AVAILABLE DATA:

═══

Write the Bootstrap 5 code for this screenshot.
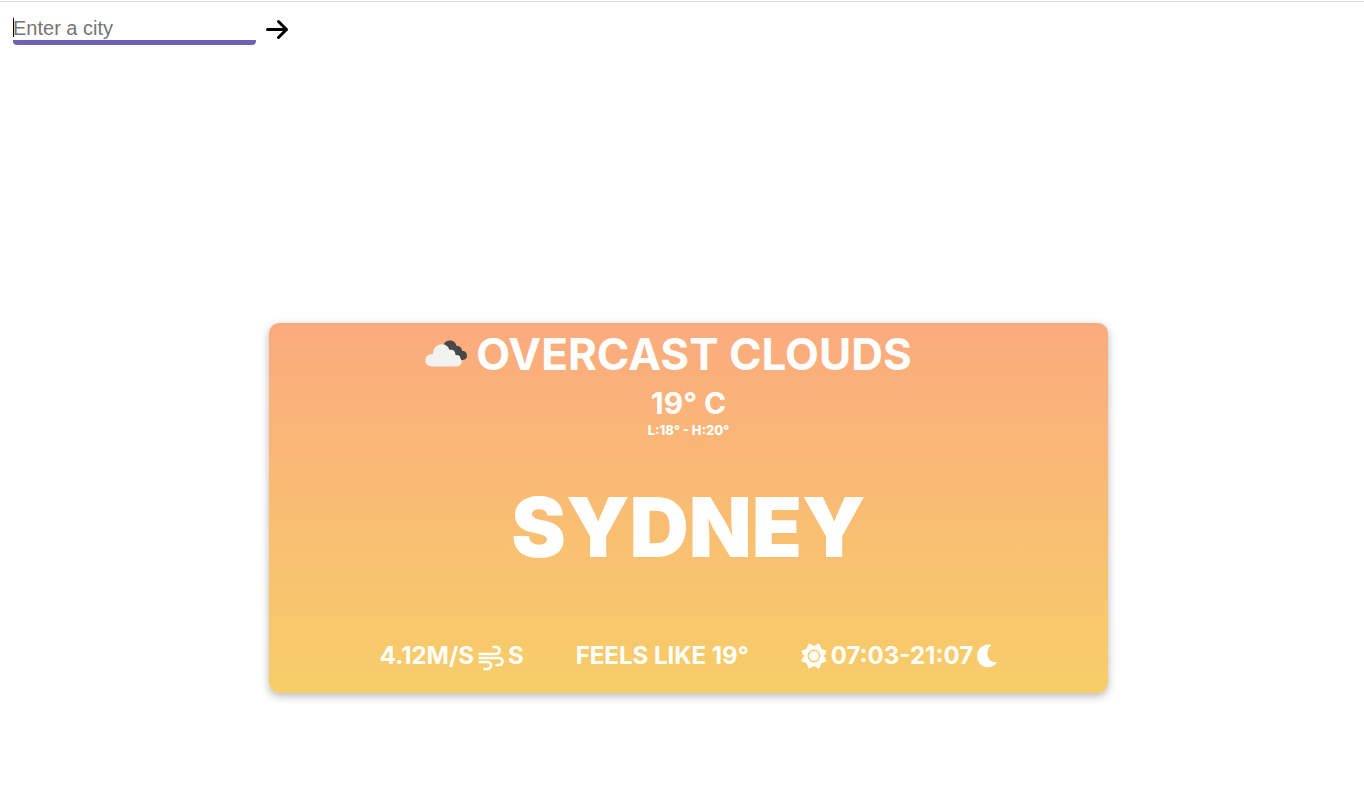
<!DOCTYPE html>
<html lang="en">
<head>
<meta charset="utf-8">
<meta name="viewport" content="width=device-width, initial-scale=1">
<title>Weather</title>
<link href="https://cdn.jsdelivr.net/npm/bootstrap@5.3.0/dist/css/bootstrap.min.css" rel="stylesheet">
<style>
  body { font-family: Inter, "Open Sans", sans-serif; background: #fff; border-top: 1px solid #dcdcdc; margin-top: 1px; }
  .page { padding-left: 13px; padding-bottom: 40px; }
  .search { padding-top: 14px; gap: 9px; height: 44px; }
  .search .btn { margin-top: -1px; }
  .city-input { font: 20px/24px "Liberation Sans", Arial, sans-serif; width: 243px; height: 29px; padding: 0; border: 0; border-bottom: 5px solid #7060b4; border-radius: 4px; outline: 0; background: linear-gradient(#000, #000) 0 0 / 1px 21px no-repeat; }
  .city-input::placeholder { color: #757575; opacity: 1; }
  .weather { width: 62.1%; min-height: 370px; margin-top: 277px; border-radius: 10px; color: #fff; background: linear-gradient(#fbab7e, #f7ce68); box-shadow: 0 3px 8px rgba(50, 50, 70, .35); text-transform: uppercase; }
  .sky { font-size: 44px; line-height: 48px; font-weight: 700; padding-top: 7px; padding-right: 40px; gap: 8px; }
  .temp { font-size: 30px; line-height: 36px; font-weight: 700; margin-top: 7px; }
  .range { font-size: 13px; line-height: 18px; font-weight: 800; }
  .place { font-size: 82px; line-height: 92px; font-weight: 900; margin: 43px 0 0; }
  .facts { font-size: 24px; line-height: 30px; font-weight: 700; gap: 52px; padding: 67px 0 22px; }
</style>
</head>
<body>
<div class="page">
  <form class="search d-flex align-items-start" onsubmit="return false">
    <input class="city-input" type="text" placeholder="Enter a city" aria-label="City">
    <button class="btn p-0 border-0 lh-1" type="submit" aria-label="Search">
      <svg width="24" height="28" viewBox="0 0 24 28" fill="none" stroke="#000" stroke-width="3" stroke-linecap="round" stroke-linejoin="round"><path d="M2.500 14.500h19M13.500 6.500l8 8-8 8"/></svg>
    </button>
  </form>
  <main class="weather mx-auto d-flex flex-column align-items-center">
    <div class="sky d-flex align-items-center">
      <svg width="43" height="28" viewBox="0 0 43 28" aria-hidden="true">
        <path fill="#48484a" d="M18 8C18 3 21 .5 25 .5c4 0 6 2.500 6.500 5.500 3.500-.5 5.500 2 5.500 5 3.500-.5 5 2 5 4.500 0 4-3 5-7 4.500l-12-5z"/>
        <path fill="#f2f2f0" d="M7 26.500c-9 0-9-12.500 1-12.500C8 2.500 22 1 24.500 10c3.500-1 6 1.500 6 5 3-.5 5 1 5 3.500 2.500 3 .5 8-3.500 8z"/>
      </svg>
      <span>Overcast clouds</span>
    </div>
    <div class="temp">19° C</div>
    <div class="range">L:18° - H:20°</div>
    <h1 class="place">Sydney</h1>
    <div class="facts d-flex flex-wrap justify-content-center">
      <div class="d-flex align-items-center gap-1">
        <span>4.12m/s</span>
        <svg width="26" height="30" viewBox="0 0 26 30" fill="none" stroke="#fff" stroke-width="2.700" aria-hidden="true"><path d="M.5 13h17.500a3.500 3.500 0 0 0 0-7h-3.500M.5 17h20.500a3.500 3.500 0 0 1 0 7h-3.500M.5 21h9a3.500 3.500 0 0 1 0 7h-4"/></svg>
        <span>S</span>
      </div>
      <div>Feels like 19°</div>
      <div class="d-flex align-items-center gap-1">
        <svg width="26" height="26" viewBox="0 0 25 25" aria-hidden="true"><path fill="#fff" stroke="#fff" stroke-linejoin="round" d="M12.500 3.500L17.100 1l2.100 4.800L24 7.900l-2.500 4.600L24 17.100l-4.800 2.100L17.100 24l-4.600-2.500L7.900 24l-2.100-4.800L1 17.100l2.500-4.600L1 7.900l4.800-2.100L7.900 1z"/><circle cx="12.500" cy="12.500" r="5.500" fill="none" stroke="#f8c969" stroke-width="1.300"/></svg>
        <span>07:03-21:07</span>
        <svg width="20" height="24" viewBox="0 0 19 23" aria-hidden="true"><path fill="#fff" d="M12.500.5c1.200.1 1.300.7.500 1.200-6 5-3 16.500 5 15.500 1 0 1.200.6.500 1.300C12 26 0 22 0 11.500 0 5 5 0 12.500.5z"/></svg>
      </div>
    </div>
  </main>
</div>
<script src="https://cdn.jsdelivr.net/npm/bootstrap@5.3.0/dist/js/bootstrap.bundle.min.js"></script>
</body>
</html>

═══

AIM OF THE TASK: All of the data above should be transcribed verbatim, with pictures omitted.

RESPONSE TO THIS EXERCISE:
Write the Bootstrap 5 code for this screenshot.
<!DOCTYPE html>
<html lang="en">
<head>
<meta charset="utf-8">
<meta name="viewport" content="width=device-width, initial-scale=1">
<title>Weather</title>
<link href="https://cdn.jsdelivr.net/npm/bootstrap@5.3.0/dist/css/bootstrap.min.css" rel="stylesheet">
<style>
  body { font-family: Inter, "Open Sans", sans-serif; background: #fff; border-top: 1px solid #dcdcdc; margin-top: 1px; }
  .page { padding-left: 13px; padding-bottom: 40px; }
  .search { padding-top: 14px; gap: 9px; height: 44px; }
  .search .btn { margin-top: -1px; }
  .city-input { font: 20px/24px "Liberation Sans", Arial, sans-serif; width: 243px; height: 29px; padding: 0; border: 0; border-bottom: 5px solid #7060b4; border-radius: 4px; outline: 0; background: linear-gradient(#000, #000) 0 0 / 1px 21px no-repeat; }
  .city-input::placeholder { color: #757575; opacity: 1; }
  .weather { width: 62.1%; min-height: 370px; margin-top: 277px; border-radius: 10px; color: #fff; background: linear-gradient(#fbab7e, #f7ce68); box-shadow: 0 3px 8px rgba(50, 50, 70, .35); text-transform: uppercase; }
  .sky { font-size: 44px; line-height: 48px; font-weight: 700; padding-top: 7px; padding-right: 40px; gap: 8px; }
  .temp { font-size: 30px; line-height: 36px; font-weight: 700; margin-top: 7px; }
  .range { font-size: 13px; line-height: 18px; font-weight: 800; }
  .place { font-size: 82px; line-height: 92px; font-weight: 900; margin: 43px 0 0; }
  .facts { font-size: 24px; line-height: 30px; font-weight: 700; gap: 52px; padding: 67px 0 22px; }
</style>
</head>
<body>
<div class="page">
  <form class="search d-flex align-items-start" onsubmit="return false">
    <input class="city-input" type="text" placeholder="Enter a city" aria-label="City">
    <button class="btn p-0 border-0 lh-1" type="submit" aria-label="Search">
      <svg width="24" height="28" viewBox="0 0 24 28" fill="none" stroke="#000" stroke-width="3" stroke-linecap="round" stroke-linejoin="round"><path d="M2.500 14.500h19M13.500 6.500l8 8-8 8"/></svg>
    </button>
  </form>
  <main class="weather mx-auto d-flex flex-column align-items-center">
    <div class="sky d-flex align-items-center">
      <svg width="43" height="28" viewBox="0 0 43 28" aria-hidden="true">
        <path fill="#48484a" d="M18 8C18 3 21 .5 25 .5c4 0 6 2.500 6.500 5.500 3.500-.5 5.500 2 5.500 5 3.500-.5 5 2 5 4.500 0 4-3 5-7 4.500l-12-5z"/>
        <path fill="#f2f2f0" d="M7 26.500c-9 0-9-12.500 1-12.500C8 2.500 22 1 24.500 10c3.500-1 6 1.500 6 5 3-.5 5 1 5 3.500 2.500 3 .5 8-3.500 8z"/>
      </svg>
      <span>Overcast clouds</span>
    </div>
    <div class="temp">19° C</div>
    <div class="range">L:18° - H:20°</div>
    <h1 class="place">Sydney</h1>
    <div class="facts d-flex flex-wrap justify-content-center">
      <div class="d-flex align-items-center gap-1">
        <span>4.12m/s</span>
        <svg width="26" height="30" viewBox="0 0 26 30" fill="none" stroke="#fff" stroke-width="2.700" aria-hidden="true"><path d="M.5 13h17.500a3.500 3.500 0 0 0 0-7h-3.500M.5 17h20.500a3.500 3.500 0 0 1 0 7h-3.500M.5 21h9a3.500 3.500 0 0 1 0 7h-4"/></svg>
        <span>S</span>
      </div>
      <div>Feels like 19°</div>
      <div class="d-flex align-items-center gap-1">
        <svg width="26" height="26" viewBox="0 0 25 25" aria-hidden="true"><path fill="#fff" stroke="#fff" stroke-linejoin="round" d="M12.500 3.500L17.100 1l2.100 4.800L24 7.900l-2.500 4.600L24 17.100l-4.800 2.100L17.100 24l-4.600-2.500L7.900 24l-2.100-4.800L1 17.100l2.500-4.600L1 7.900l4.800-2.100L7.900 1z"/><circle cx="12.500" cy="12.500" r="5.500" fill="none" stroke="#f8c969" stroke-width="1.300"/></svg>
        <span>07:03-21:07</span>
        <svg width="20" height="24" viewBox="0 0 19 23" aria-hidden="true"><path fill="#fff" d="M12.500.5c1.200.1 1.300.7.500 1.200-6 5-3 16.500 5 15.500 1 0 1.200.6.500 1.300C12 26 0 22 0 11.500 0 5 5 0 12.500.5z"/></svg>
      </div>
    </div>
  </main>
</div>
<script src="https://cdn.jsdelivr.net/npm/bootstrap@5.3.0/dist/js/bootstrap.bundle.min.js"></script>
</body>
</html>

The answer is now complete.